Talk: Bernhard Müller, Department of Energy and Process Engineering, Norwegian University of Science and Technology (NTNU), Trondheim, Norway [04.02.2020, 11am]

On Tuesday, 4 February 2020 at 11:00 Bernhard Müller will talk on the topic “Immersed Boundary Method for the Compressible Navier-Stokes Equations Using High Order Summation-By-Parts Operators” based on a joint work with M. Ehsan Khalili and Knut Emil Ringstad, NTNU, and Martin Larsson, Sportradar AS, Trondheim.

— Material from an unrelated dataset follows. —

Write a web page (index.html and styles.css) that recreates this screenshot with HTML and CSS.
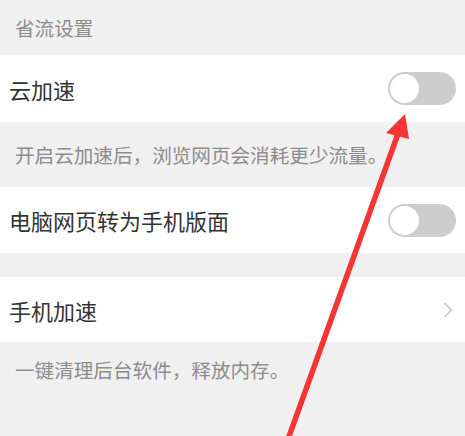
FILE: index.html
```html
<!DOCTYPE html>
<html lang="zh-CN">
<head>
<meta charset="utf-8">
<title>省流设置</title>
<link rel="stylesheet" href="styles.css">
</head>
<body>
<div class="page">
  <div class="section-title">省流设置</div>
  <div class="row row-first">
    <span class="label">云加速</span>
    <span class="switch"><span class="knob"></span></span>
  </div>
  <div class="note">开启云加速后，浏览网页会消耗更少流量。</div>
  <div class="row">
    <span class="label">电脑网页转为手机版面</span>
    <span class="switch"><span class="knob"></span></span>
  </div>
  <div class="spacer"></div>
  <div class="row row-link">
    <span class="label">手机加速</span>
    <svg class="chevron" width="10" height="16" viewBox="0 0 10 16"><polyline points="2,1.5 8.5,8 2,14.5" fill="none" stroke="#c9c9c9" stroke-width="1.6" stroke-linecap="round" stroke-linejoin="round"/></svg>
  </div>
  <div class="note note-last">一键清理后台软件，释放内存。</div>

  <svg class="arrow" width="465" height="436" viewBox="0 0 465 436">
    <line x1="287" y1="442" x2="399" y2="131" stroke="#f53434" stroke-width="5.5" stroke-linecap="butt"/>
    <polygon points="405,114 386,133 409,139" fill="#f53434"/>
  </svg>
</div>
</body>
</html>
```

FILE: styles.css
```css
html, body {
  margin: 0;
  padding: 0;
}
body {
  background: #f0f0f0;
  font-family: "Noto Sans CJK SC", "Noto Sans", sans-serif;
}
.page {
  position: relative;
  width: 465px;
  height: 436px;
  overflow: hidden;
  background: #f0f0f0;
}
.section-title {
  height: 55px;
  box-sizing: border-box;
  padding: 0 0 0 15px;
  display: flex;
  align-items: center;
  font-size: 19.6px;
  color: #8c8c8c;
}
.row {
  height: 66px;
  box-sizing: border-box;
  padding: 0 9px 0 9px;
  background: #ffffff;
  display: flex;
  align-items: center;
  justify-content: space-between;
}
.row-first {
  height: 67px;
}
.row-link {
  height: 65px;
  padding-right: 12px;
}
.label {
  font-size: 22px;
  color: #333333;
  line-height: 1;
}
.note {
  height: 65px;
  box-sizing: border-box;
  padding-left: 15px;
  display: flex;
  align-items: center;
  font-size: 19.6px;
  color: #8c8c8c;
}
.note-last {
  height: 55px;
}
.spacer {
  height: 24px;
}
.switch {
  width: 68px;
  height: 33px;
  border-radius: 17px;
  background: #cdcdcd;
  box-sizing: border-box;
  padding: 2px;
  display: flex;
  align-items: center;
}
.knob {
  width: 29px;
  height: 29px;
  border-radius: 50%;
  background: #ffffff;
}
.chevron {
  display: block;
}
.arrow {
  position: absolute;
  left: 0;
  top: 0;
  pointer-events: none;
}
```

Location: Gyrhofstraße 8a (building 158a), Room 1.105 (1st floor), 50931 Cologne

Abstract:
An efficient and versatile immersed boundary method (IBM) for simulating compressible viscous flows with complex and moving convex boundaries has been developed. The compressible Navier-Stokes equations are discretized by globally fourth order summation-by-parts (SBP) difference operators with in-built stability properties and the classical fourth order explicit Runge-Kutta method. The proposed Cartesian grid based IBM builds on the ghost point approach in which the solid wall boundary conditions are applied as sharp interface conditions. The interpolation of the flow variables at image points and the solid wall boundary conditions are used to determine the flow variables at three layers of ghost points within the solid body in order to introduce the presence of the body interface in the flow computation and to maintain the overall high order of accuracy of the flow solver. Two different reconstruction procedures, bilinear interpolation and weighted least squares method, are implemented to obtain the values at the ghost points. A robust high order immersed boundary method is achieved by using a hybrid approach in which the first layer of ghost points is treated by using a third order polynomial combined with the weighted least squares method and the second and third layers of ghost points are treated by using bilinear interpolation to find the values at the image points of the corresponding ghost points. After demonstrating the accuracy of the present IBM for low Mach number flow around a circular cylinder, it is applied to simulate flow in the cross-section of the upper airways of a specific obstructive sleep apnea patient. The IBM solver has been further verified and validated for moving boundaries by applying it to a transversely oscillating cylinder in freestream flow and an in-line oscillating cylinder in an initially quiescent fluid. Sound waves generated by the in-line oscillation of the cylinder exhibit both quadrupole and monopole types. The present IBM is also verified for fluid-structure interaction of an elastically mounted circular cylinder in freestream flow at Reynolds number 200, and the rate of energy transferred between the fluid and the structure is investigated.